Arse Poetica

by Leena Joshi

My mother and father are apoetic so I think all of these words
must have manifested inside me like a bacterial spread. The first time I heard
Our Father Who Art In Heaven I thought, my father does not Art in Heaven,
unless you count starting up computer software companies as creative. Also
he’s alive and also, screw heaven. Art in Heaven won’t mean anything
because surely, we can’t carry over contention.

On afterlife, as long as we’re pretending, I’ll say hell I believe in.
Late at night when I think about what I’m doing with my self
and my bacterial word infection and I have friends with jobs
at some big company – which I would like to take the time now to say
I’m smart enough and could do that too and better, probably –
all I feel in the dark is a chattering of grins and teeth, and I try to laugh
back at them, like a homeless insolvent would laugh at me.

Isn’t poetry just like peeing on everything so our smell hangs around later,
acrid and deeply felt? Right here I’d rather scupper the thoughts and turn over,
saying fuck the poem, there never was a poem here, just some lost sounds
that jump you like the fall before stage one sleep. I’ve felt bad about pretending
not to have my sanity, like that one time I dressed as a punk for Halloween
and a wall-leaner yelled that’s just my life, man as I passed him on the street.

Let me keep bringing my best until all that’s left behind is the worst,
just the fats and sugars to distill into this verse. I will praise platitudes.
Life is sweet. It oscillates from young light to opaque weight and in the mix,
we are still gifted burning glances and kitchen mornings and deep sleep.
More or less, there is a fear of death, which begets a fear of being forgotten,
which is why we do anything, unless it’s for sex.

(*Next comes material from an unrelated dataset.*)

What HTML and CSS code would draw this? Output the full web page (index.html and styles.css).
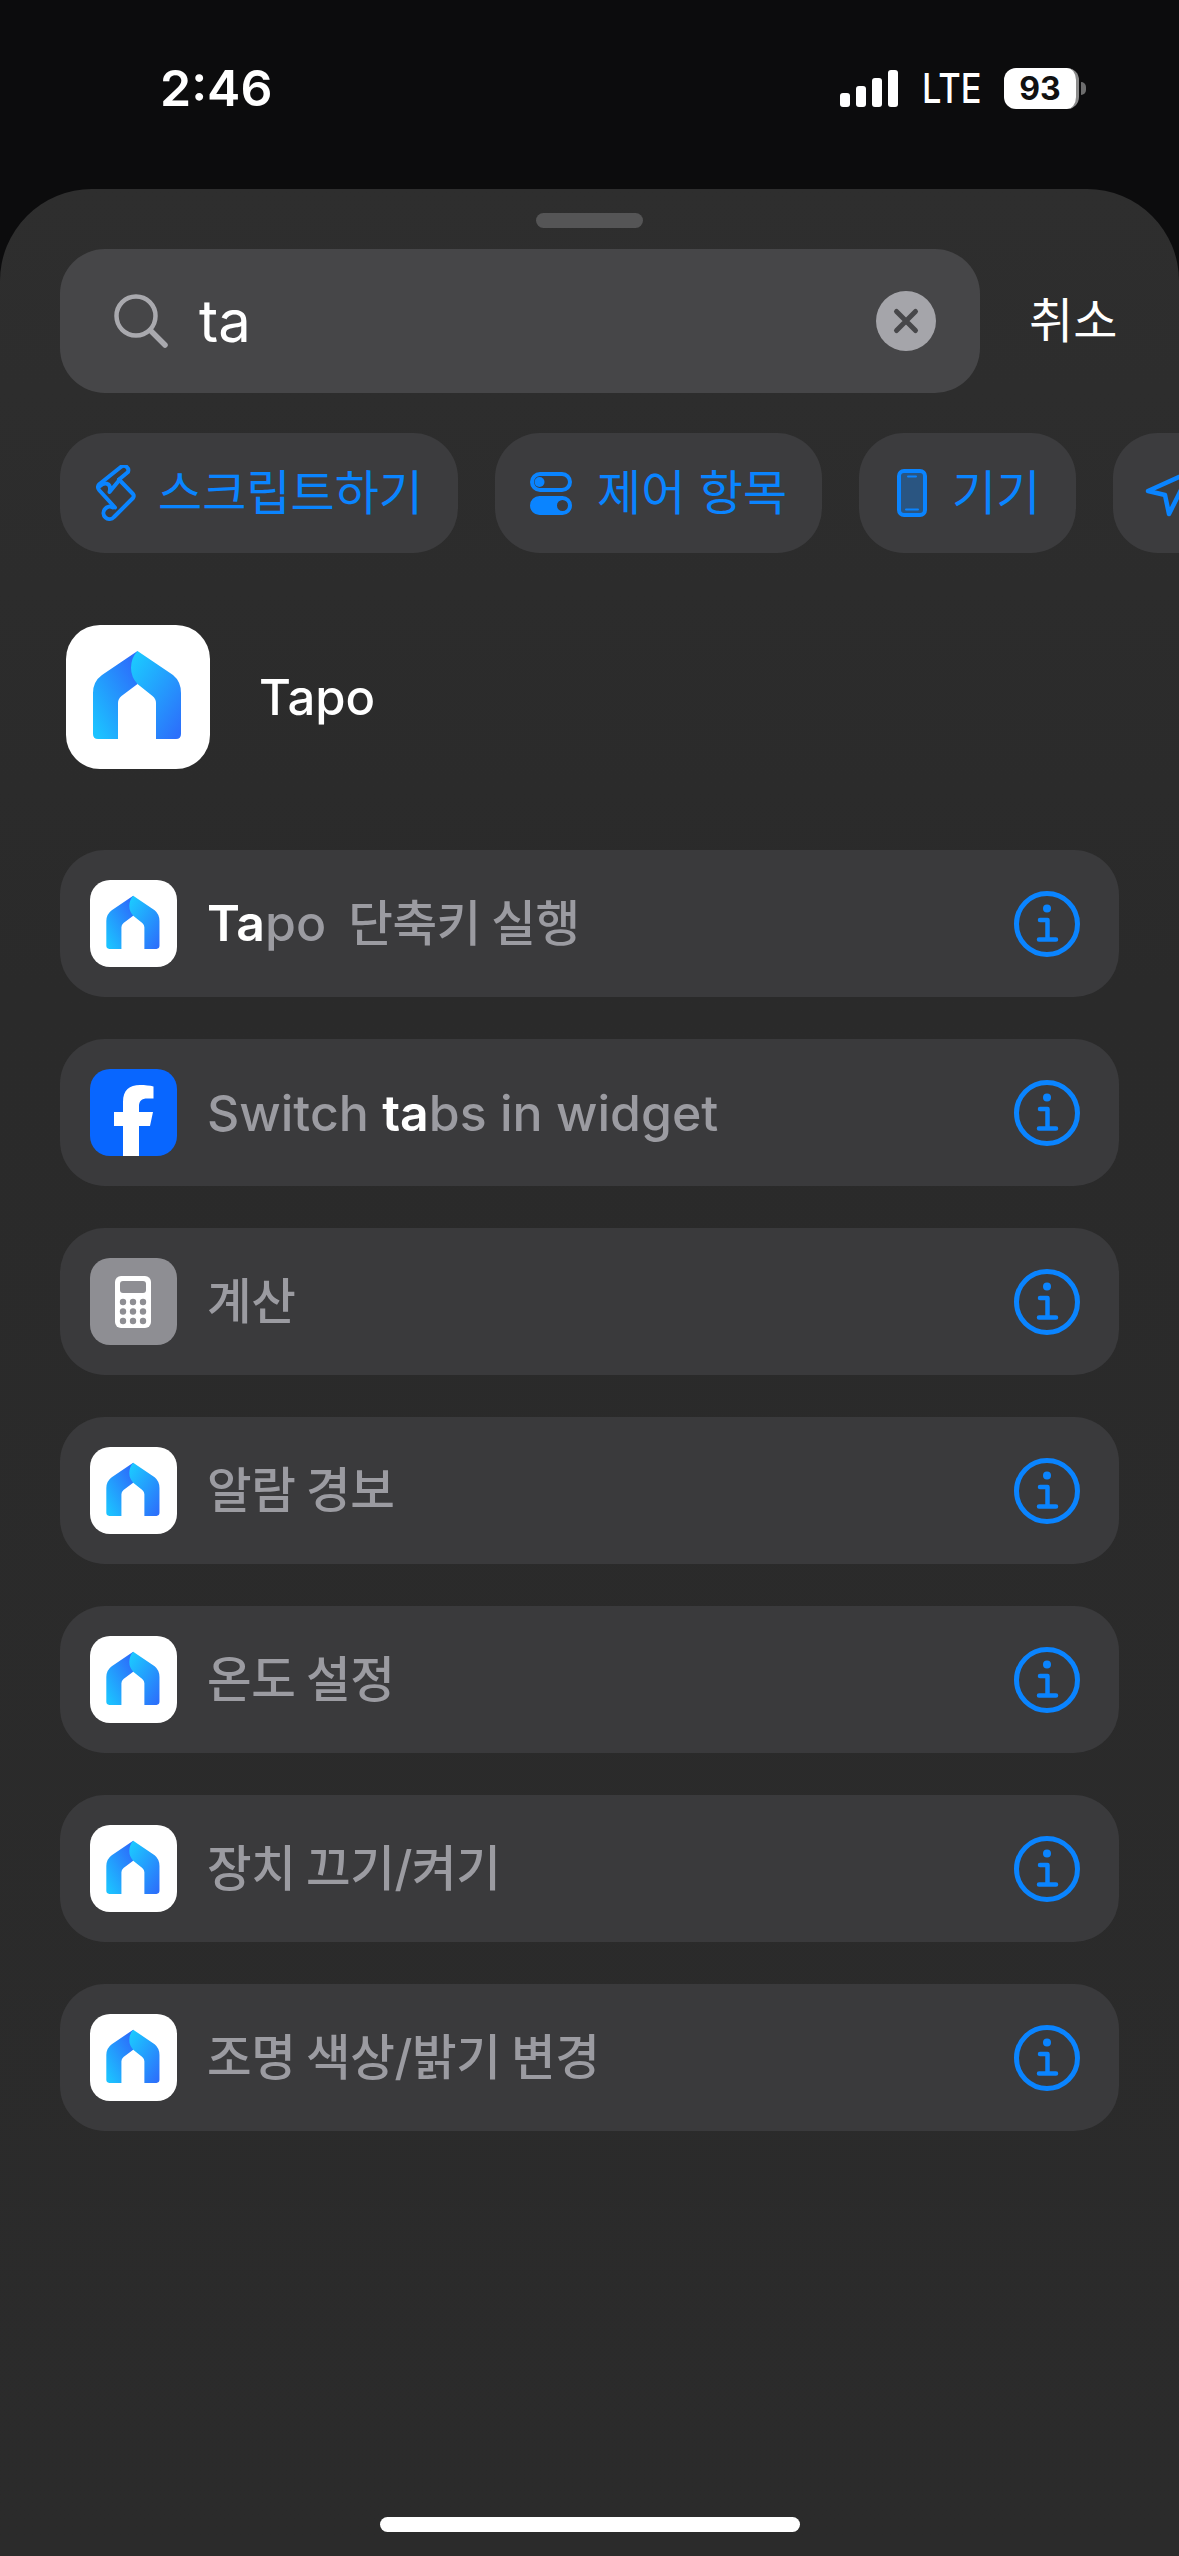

I wish someone would believe me
when I say I don’t do anything for sex – just for credibility.


Leena Joshi completed the University of Washington’s undergraduate Creative Writing program, where she was a recipient of the Joan Grayston Prize in poetry. Her work has been featured before in the Red Cedar Review. An Oregon native currently living in Seattle, Washington, she likes the rain but for all she knows, it could be because it’s all she knows.